The sermon did later generate discussion about AI. “I think the congregation just didn’t know how to respond to my admission – it was so leftfield,” he says.

Using AI to preach might once have been considered taboo, but it is now a matter of staunch debate across Christian denominations. In late May, Pope Leo XIV published a major teaching (known as an encyclical) which stressed how any use of AI should serve humanity, which he said “must never be replaced”. 

“Christianity is a communal enterprise from the start and that’s why we have physical churches with congregations”
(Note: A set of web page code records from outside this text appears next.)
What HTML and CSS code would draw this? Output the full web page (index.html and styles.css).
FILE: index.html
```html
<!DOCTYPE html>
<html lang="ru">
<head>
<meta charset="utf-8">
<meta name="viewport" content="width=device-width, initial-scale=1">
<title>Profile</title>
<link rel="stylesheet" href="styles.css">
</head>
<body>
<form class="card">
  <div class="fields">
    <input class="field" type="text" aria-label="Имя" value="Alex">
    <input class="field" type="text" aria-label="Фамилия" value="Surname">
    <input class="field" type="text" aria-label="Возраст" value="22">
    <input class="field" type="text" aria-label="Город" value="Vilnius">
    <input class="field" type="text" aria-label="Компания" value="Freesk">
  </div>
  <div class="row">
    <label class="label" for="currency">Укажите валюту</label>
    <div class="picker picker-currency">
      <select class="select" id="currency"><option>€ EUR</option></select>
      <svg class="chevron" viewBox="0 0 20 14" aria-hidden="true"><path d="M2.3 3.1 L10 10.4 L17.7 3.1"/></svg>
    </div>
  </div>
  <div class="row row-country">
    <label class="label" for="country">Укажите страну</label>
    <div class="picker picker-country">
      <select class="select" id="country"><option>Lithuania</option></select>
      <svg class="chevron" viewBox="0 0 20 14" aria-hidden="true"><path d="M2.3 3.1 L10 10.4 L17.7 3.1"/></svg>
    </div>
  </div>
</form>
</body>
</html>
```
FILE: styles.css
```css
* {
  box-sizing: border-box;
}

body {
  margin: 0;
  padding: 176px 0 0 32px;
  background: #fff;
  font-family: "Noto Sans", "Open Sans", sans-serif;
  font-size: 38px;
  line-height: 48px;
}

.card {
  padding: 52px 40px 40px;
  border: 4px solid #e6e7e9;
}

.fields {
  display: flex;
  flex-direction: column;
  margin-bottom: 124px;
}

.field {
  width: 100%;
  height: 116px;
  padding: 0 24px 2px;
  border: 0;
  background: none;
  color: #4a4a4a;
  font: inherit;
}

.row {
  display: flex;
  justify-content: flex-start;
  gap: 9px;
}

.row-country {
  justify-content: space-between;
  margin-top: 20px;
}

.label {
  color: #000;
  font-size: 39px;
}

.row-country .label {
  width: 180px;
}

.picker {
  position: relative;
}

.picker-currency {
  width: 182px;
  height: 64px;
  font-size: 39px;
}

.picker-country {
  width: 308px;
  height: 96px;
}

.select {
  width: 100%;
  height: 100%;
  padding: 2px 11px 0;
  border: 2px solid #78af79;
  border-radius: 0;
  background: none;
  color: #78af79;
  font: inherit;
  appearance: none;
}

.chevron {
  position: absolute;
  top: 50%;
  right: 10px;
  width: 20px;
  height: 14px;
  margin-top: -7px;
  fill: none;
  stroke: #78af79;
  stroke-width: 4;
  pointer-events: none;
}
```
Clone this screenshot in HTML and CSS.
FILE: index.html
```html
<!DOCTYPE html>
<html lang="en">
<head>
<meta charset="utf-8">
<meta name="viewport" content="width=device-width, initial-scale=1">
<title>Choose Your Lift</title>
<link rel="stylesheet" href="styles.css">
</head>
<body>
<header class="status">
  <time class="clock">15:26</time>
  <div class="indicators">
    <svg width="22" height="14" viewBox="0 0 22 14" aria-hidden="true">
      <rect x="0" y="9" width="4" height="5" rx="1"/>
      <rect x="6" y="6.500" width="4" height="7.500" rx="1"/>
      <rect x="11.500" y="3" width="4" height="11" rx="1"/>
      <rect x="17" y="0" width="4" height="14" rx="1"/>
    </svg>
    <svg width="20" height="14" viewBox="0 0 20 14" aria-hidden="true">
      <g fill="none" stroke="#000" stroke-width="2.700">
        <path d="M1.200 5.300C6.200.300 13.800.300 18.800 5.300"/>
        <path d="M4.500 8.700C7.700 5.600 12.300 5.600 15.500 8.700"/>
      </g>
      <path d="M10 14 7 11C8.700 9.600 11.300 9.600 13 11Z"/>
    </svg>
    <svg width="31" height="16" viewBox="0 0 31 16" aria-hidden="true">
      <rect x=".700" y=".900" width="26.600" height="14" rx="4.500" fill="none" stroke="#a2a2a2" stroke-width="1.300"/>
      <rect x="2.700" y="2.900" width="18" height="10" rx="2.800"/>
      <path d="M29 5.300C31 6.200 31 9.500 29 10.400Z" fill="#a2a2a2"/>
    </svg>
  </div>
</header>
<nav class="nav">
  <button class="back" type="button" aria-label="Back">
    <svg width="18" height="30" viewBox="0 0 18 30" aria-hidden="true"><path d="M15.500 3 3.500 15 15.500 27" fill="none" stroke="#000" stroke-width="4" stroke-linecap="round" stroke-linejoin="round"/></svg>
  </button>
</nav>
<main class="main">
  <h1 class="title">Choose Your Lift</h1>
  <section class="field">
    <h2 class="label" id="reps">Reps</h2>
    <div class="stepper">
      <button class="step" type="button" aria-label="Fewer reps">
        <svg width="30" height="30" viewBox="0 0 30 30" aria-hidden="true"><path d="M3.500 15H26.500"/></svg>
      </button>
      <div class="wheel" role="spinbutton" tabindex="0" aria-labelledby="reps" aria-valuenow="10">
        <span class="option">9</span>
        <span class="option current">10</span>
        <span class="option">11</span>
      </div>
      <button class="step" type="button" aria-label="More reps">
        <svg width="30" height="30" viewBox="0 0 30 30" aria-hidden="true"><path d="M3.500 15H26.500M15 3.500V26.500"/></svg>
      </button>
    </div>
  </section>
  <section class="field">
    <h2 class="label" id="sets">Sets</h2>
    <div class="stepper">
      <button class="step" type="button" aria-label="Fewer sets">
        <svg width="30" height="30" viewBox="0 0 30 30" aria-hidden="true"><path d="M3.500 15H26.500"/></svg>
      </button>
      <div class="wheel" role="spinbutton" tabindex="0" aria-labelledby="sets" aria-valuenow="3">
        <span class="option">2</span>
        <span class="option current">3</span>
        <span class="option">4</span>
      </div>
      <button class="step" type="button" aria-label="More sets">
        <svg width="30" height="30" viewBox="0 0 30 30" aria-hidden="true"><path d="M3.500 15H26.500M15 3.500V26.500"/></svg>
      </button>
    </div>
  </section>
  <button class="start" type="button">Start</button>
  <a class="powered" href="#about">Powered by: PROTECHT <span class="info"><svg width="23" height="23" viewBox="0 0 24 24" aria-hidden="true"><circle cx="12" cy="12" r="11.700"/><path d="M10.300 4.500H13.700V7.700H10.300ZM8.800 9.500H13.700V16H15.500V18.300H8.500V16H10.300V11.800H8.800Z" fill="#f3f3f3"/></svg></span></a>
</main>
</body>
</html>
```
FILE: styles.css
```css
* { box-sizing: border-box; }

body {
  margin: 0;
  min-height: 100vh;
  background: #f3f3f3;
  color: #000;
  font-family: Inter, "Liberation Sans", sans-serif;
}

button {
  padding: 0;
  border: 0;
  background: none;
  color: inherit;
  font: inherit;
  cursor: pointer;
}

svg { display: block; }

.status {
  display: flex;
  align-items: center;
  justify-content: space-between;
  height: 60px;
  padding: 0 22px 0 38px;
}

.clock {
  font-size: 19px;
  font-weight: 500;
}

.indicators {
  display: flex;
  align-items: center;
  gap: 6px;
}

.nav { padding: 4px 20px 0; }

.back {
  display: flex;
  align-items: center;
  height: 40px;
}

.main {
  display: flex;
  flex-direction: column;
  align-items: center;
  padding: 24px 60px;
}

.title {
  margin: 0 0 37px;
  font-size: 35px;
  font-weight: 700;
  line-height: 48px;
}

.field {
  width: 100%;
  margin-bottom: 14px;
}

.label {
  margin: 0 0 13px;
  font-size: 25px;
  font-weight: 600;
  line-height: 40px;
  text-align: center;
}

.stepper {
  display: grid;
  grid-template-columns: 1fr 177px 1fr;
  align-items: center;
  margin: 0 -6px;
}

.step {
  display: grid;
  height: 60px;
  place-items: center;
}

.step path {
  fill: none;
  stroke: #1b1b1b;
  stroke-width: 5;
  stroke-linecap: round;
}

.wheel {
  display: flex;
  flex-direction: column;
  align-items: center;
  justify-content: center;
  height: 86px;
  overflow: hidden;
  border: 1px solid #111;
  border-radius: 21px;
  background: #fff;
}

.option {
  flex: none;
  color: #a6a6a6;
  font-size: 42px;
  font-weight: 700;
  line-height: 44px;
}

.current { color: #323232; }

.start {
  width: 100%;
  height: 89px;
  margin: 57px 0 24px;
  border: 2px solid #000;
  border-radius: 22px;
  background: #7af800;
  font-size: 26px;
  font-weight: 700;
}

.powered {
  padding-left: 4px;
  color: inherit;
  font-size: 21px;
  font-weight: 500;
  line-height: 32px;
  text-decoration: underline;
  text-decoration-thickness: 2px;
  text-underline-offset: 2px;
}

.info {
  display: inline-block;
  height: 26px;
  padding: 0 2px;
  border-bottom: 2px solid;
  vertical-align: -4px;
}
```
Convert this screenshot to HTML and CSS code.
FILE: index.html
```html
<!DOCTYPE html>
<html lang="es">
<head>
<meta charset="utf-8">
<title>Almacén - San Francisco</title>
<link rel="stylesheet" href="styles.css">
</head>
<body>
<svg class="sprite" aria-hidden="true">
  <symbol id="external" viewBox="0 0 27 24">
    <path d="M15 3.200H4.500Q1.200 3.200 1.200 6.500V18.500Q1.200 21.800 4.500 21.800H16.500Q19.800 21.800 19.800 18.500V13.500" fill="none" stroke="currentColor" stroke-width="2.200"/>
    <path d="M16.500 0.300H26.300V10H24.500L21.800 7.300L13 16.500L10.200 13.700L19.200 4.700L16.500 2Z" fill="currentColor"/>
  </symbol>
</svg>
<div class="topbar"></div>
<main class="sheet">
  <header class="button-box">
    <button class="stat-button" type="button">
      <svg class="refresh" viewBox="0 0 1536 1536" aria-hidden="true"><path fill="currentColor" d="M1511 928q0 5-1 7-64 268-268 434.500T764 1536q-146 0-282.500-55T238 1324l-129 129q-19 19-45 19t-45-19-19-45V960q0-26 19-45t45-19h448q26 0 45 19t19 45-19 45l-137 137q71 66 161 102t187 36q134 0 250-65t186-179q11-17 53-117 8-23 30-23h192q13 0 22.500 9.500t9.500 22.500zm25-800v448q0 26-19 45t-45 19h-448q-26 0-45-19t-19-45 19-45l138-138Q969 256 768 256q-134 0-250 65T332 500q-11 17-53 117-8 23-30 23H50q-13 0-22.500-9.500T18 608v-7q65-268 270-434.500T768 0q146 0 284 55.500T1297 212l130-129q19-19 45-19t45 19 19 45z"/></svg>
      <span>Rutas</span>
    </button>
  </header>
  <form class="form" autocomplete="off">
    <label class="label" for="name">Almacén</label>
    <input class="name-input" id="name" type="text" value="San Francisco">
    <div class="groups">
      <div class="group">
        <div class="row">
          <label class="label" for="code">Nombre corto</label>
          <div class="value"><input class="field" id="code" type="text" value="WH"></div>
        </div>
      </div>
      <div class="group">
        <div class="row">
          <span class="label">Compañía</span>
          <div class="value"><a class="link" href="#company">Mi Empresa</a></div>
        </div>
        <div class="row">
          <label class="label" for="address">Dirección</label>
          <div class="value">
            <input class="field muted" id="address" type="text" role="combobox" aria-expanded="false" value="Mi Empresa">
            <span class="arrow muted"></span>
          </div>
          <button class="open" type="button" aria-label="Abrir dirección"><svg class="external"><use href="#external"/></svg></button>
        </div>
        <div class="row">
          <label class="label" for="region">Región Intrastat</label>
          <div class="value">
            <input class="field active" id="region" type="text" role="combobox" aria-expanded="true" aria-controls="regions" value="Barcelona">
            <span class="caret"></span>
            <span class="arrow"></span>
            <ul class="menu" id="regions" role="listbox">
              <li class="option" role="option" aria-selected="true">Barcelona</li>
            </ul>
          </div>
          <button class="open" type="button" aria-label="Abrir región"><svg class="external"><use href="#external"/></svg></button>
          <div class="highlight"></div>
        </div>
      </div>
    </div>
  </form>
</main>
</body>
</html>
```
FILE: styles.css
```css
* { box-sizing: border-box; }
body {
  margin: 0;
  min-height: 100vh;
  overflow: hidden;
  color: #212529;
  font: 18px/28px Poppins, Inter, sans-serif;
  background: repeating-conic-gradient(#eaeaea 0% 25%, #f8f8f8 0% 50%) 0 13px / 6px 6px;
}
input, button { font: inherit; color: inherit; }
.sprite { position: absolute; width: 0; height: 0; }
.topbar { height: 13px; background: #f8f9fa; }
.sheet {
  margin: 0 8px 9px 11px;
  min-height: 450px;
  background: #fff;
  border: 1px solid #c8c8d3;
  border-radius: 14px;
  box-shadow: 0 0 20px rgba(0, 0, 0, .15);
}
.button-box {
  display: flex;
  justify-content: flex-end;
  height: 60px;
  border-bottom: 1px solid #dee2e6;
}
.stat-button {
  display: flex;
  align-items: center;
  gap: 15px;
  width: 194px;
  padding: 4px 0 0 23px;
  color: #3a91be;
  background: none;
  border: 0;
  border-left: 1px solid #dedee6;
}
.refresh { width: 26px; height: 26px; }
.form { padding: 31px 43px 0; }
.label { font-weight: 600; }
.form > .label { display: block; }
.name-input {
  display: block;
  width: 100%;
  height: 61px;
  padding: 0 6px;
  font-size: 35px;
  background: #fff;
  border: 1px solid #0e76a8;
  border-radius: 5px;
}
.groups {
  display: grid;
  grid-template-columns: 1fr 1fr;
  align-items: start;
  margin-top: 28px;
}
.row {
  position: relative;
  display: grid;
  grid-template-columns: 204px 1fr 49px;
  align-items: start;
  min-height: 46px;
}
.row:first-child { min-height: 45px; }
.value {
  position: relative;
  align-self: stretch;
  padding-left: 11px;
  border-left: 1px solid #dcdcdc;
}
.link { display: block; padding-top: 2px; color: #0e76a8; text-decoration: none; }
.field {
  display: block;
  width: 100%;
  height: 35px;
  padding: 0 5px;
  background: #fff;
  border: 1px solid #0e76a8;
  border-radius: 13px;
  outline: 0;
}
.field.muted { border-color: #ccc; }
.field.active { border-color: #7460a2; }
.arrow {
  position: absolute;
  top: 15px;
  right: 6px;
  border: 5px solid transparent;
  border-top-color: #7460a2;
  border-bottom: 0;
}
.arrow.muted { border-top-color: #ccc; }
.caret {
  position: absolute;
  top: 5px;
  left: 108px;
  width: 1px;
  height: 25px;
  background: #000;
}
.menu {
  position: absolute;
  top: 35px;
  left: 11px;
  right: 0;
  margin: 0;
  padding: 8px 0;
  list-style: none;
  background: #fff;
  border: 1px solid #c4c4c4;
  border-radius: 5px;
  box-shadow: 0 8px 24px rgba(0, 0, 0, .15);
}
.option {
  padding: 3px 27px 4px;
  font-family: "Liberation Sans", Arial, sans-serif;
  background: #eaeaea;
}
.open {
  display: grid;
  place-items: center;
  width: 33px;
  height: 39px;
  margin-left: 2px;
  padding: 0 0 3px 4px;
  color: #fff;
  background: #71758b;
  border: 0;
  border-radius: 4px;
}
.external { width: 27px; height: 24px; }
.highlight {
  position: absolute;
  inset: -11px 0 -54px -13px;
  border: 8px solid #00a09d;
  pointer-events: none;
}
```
The Anglican Church has no singular framework for AI. The Rev Dr Simon Cross, AI Policy Lead for the Church of England, explains that each of the 42 dioceses are responsible for their own policies. He says the best guidelines “cluster around a set of principles rather than a Ten Commandments, ‘thou shalt or shalt not’ approach”.

Peyton has not repeated his experiment. “I enjoy the creative process, plus an AI sermon will not capture the micro-context and life of that particular congregation, on that particular Sunday, or world events,” he says.

Away from the altar, laypeople are also turning to AI for faith-related matters. The app Bible Chat allows believers to seek spiritual guidance and has over 25 million users. PriestChat offers a platform to ask questions of an AI priest, even encouraging confession. Magisterium AI is Catholicism’s premier answer engine. 

The latter is how Dr Tomislav Karačić, assistant professor in Information Systems at the London School of Economics, arrived at his current research. He first discovered the tool for personal reasons. Once a vocal atheist, he found talking about his conversion challenging. “It was easier to talk to a chatbot,” he explains. “It was a tool I could use to compensate for not knowing enough.” 

Karačić is not alone. In his research, he has interviewed atheists who converted after conversations about faith with ChatGPT.

While inputting a prompt into an AI may help answer spiritual questions, Peyton says it will never truly replace authentic human religious experience. 

“Christianity is a communal enterprise from the start and that’s why we have physical churches with congregations,” he says. “It’s all about being together without losing your sense of being an individual.”

Peyton argues that sharing human experiences is essential, with the loss of loved ones being a prime example. He refers to times when he has entered a church on a simple errand and ended up providing comfort to a visitor, whether by lighting a candle with them or praying by their side. “That is a proper human encounter. You’re not going to get that from AI,” he says.

Where AI requires a deliberate input, a chance interaction with a priest may encourage someone seeking comfort to open up when they otherwise might not. “Good clergy are attuned to that,” he explains. “Your ears prick up and you sense somebody is looking for more.” 

Other issues emerge relating to the ethics of using AI. Cross is steadfast in his belief that “nobody understands quite how costly for the environment some of these tools are”. 

Rev Lucy Winkett. Credit: Seth Pollak

Despite those concerns, Peyton believes that AI can help demystify obscure Christian language. Cross believes a key part of being human is to improve our existence, and it would be foolish to ignore the benefits of AI: “The human capacity to invent tools is a God-given gift as far as Christianity is concerned.” 

AI has the potential to be a handy tool, such as an entry point for curious believers, or an editor for priests seeking to cut down their sermons. But many foundational elements of faith exist in between: making a wedding personal, conducting a thoughtful funeral, welcoming a baby into the life of the church. For Peyton, these moments are essentially human and irreplaceable. “[AI] can help interpret,” he says, “but it won’t answer the question: how do I feel?” 

That sentiment surfaced during the discussion at St James’. Winkett expected the AI experts leading the conversation to wholly champion the technology. “Instead, both said, ‘Don’t forget what it is to be human’… That was really amazing,” she says.

It was a lesson the Church had already taken on board, serving as a space for people from opposing walks of life to meet and connect.